* Problem
In full and without alteration, repeat the material.

==================================================

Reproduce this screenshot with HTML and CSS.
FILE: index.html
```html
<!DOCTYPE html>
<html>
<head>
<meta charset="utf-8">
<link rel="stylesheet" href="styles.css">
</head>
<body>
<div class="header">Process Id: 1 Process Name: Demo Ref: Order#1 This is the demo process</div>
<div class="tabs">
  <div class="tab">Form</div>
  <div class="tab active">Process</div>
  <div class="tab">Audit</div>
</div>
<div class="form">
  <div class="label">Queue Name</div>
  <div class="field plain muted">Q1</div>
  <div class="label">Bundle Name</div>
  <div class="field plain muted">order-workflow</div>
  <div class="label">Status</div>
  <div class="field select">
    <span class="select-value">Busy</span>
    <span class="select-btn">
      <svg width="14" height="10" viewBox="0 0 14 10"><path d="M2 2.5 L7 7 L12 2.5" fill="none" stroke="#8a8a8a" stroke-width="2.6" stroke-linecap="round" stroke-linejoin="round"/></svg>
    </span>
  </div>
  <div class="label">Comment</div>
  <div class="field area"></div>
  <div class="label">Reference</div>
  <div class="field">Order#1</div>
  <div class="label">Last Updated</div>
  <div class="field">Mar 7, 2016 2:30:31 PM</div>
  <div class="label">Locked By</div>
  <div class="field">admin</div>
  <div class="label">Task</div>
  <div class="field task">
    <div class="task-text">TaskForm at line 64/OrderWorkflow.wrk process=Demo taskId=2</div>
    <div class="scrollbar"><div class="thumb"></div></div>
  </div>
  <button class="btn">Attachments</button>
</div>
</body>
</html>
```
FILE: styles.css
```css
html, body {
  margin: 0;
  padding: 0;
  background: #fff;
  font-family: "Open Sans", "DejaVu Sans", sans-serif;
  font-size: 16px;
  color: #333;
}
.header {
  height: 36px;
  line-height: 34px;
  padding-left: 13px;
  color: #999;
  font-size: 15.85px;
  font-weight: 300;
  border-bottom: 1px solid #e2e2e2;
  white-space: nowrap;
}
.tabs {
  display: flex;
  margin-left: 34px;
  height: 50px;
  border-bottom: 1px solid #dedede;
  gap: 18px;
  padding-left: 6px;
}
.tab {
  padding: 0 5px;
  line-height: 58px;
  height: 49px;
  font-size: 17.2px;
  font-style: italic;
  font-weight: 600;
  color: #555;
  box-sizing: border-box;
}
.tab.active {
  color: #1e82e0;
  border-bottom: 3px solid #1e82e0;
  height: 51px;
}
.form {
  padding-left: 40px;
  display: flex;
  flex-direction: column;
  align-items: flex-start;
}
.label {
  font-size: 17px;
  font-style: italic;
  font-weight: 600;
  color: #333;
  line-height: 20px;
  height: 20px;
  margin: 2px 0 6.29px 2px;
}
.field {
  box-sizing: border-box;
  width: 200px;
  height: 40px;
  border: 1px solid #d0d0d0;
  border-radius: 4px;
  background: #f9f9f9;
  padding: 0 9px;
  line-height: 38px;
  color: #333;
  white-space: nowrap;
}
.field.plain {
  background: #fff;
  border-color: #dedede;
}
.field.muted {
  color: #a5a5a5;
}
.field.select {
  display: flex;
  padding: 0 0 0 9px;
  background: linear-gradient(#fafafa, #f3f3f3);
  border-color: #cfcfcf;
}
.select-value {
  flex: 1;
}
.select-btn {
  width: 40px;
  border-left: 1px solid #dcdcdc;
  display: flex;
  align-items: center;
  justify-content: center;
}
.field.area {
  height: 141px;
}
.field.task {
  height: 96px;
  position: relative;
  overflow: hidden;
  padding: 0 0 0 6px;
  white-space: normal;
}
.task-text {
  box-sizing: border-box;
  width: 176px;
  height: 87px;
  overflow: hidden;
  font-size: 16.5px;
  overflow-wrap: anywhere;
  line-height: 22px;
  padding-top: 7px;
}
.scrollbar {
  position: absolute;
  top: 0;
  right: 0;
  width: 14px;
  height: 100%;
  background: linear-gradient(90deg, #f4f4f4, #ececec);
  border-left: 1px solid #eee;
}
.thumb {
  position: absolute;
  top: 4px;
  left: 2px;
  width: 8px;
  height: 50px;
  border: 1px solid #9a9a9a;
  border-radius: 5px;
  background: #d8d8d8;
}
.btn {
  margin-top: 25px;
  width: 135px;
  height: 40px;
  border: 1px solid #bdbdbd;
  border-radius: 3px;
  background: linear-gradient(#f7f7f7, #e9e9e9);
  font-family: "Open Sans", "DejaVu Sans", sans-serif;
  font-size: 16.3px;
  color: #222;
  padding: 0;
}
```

==================================================

* Answer
Reproduce this screenshot with HTML and CSS.
FILE: index.html
```html
<!DOCTYPE html>
<html>
<head>
<meta charset="utf-8">
<link rel="stylesheet" href="styles.css">
</head>
<body>
<div class="header">Process Id: 1 Process Name: Demo Ref: Order#1 This is the demo process</div>
<div class="tabs">
  <div class="tab">Form</div>
  <div class="tab active">Process</div>
  <div class="tab">Audit</div>
</div>
<div class="form">
  <div class="label">Queue Name</div>
  <div class="field plain muted">Q1</div>
  <div class="label">Bundle Name</div>
  <div class="field plain muted">order-workflow</div>
  <div class="label">Status</div>
  <div class="field select">
    <span class="select-value">Busy</span>
    <span class="select-btn">
      <svg width="14" height="10" viewBox="0 0 14 10"><path d="M2 2.5 L7 7 L12 2.5" fill="none" stroke="#8a8a8a" stroke-width="2.6" stroke-linecap="round" stroke-linejoin="round"/></svg>
    </span>
  </div>
  <div class="label">Comment</div>
  <div class="field area"></div>
  <div class="label">Reference</div>
  <div class="field">Order#1</div>
  <div class="label">Last Updated</div>
  <div class="field">Mar 7, 2016 2:30:31 PM</div>
  <div class="label">Locked By</div>
  <div class="field">admin</div>
  <div class="label">Task</div>
  <div class="field task">
    <div class="task-text">TaskForm at line 64/OrderWorkflow.wrk process=Demo taskId=2</div>
    <div class="scrollbar"><div class="thumb"></div></div>
  </div>
  <button class="btn">Attachments</button>
</div>
</body>
</html>
```
FILE: styles.css
```css
html, body {
  margin: 0;
  padding: 0;
  background: #fff;
  font-family: "Open Sans", "DejaVu Sans", sans-serif;
  font-size: 16px;
  color: #333;
}
.header {
  height: 36px;
  line-height: 34px;
  padding-left: 13px;
  color: #999;
  font-size: 15.85px;
  font-weight: 300;
  border-bottom: 1px solid #e2e2e2;
  white-space: nowrap;
}
.tabs {
  display: flex;
  margin-left: 34px;
  height: 50px;
  border-bottom: 1px solid #dedede;
  gap: 18px;
  padding-left: 6px;
}
.tab {
  padding: 0 5px;
  line-height: 58px;
  height: 49px;
  font-size: 17.2px;
  font-style: italic;
  font-weight: 600;
  color: #555;
  box-sizing: border-box;
}
.tab.active {
  color: #1e82e0;
  border-bottom: 3px solid #1e82e0;
  height: 51px;
}
.form {
  padding-left: 40px;
  display: flex;
  flex-direction: column;
  align-items: flex-start;
}
.label {
  font-size: 17px;
  font-style: italic;
  font-weight: 600;
  color: #333;
  line-height: 20px;
  height: 20px;
  margin: 2px 0 6.29px 2px;
}
.field {
  box-sizing: border-box;
  width: 200px;
  height: 40px;
  border: 1px solid #d0d0d0;
  border-radius: 4px;
  background: #f9f9f9;
  padding: 0 9px;
  line-height: 38px;
  color: #333;
  white-space: nowrap;
}
.field.plain {
  background: #fff;
  border-color: #dedede;
}
.field.muted {
  color: #a5a5a5;
}
.field.select {
  display: flex;
  padding: 0 0 0 9px;
  background: linear-gradient(#fafafa, #f3f3f3);
  border-color: #cfcfcf;
}
.select-value {
  flex: 1;
}
.select-btn {
  width: 40px;
  border-left: 1px solid #dcdcdc;
  display: flex;
  align-items: center;
  justify-content: center;
}
.field.area {
  height: 141px;
}
.field.task {
  height: 96px;
  position: relative;
  overflow: hidden;
  padding: 0 0 0 6px;
  white-space: normal;
}
.task-text {
  box-sizing: border-box;
  width: 176px;
  height: 87px;
  overflow: hidden;
  font-size: 16.5px;
  overflow-wrap: anywhere;
  line-height: 22px;
  padding-top: 7px;
}
.scrollbar {
  position: absolute;
  top: 0;
  right: 0;
  width: 14px;
  height: 100%;
  background: linear-gradient(90deg, #f4f4f4, #ececec);
  border-left: 1px solid #eee;
}
.thumb {
  position: absolute;
  top: 4px;
  left: 2px;
  width: 8px;
  height: 50px;
  border: 1px solid #9a9a9a;
  border-radius: 5px;
  background: #d8d8d8;
}
.btn {
  margin-top: 25px;
  width: 135px;
  height: 40px;
  border: 1px solid #bdbdbd;
  border-radius: 3px;
  background: linear-gradient(#f7f7f7, #e9e9e9);
  font-family: "Open Sans", "DejaVu Sans", sans-serif;
  font-size: 16.3px;
  color: #222;
  padding: 0;
}
```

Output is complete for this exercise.